He doesn’t ask much of you, yet he’s always there for you and he’s a good, reliable option for movie night. But you don’t see yourself handing over the keys to your apartment. This is Mr Right Now.

Distinguishing between Mr Right and Mr Right Now is not always easy. Take Grant, for instance, easy to be with and easy on the eye, the guy was in his early thirties (five years my junior, if that makes any difference), and his biggest commitment in life was to Thursday poker night with his pals. My world of car pools, deadlines and fortieth birthday parties was like another planet to him, yet he listened with an attentive ear to my woes, he filled, with attentive care, my glass and he stroked, with an attentive hand, my ego. In his company, I was granted a temporary escape from my complicated life of responsibilities and obligations, yet it wasn’t real life and he was no long-term keeper. He was Mr Right Now.

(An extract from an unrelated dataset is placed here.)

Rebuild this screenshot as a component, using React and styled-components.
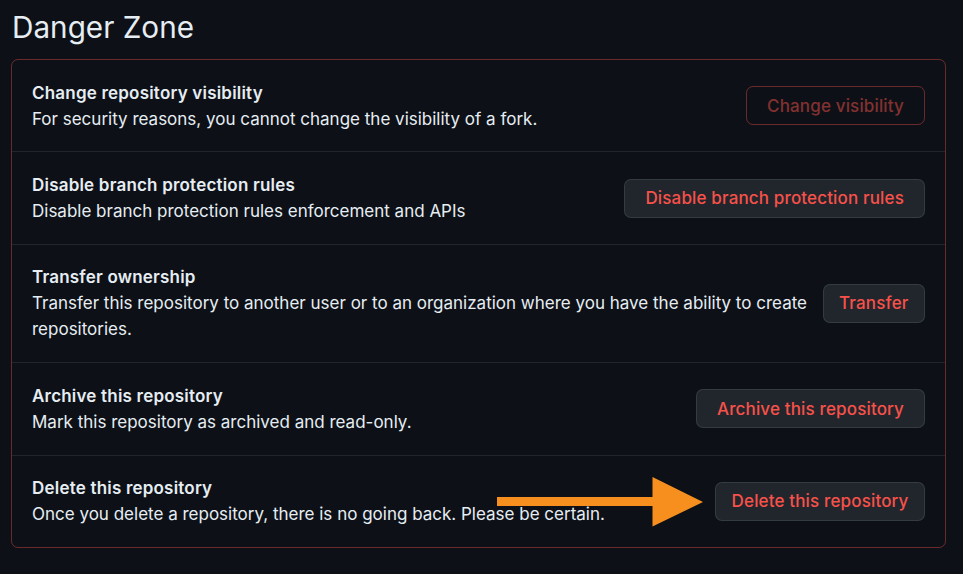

With reluctance I broke off the farce– we were playing a game, I told him, and it would be far better to retain the friendship than be left with nothing at all. He seemed to understand, but did try his luck by asking if we could continue to be Saturday-night sex buddies.

While I’m not saying it’s not impossible for Mr Right Now to morph into Mr Right, you’ve got to want it to happen (and you’ve got to stop wondering about the guys you’re missing out on by being with him). And, if you can’t picture yourself handing over your apartment keys, then nip it in the bud is my advice. For one thing, this is a guy who will contribute far more to your life as a good friend, and, for another, time spent with Mr Right Now is time not spent with Mr Right.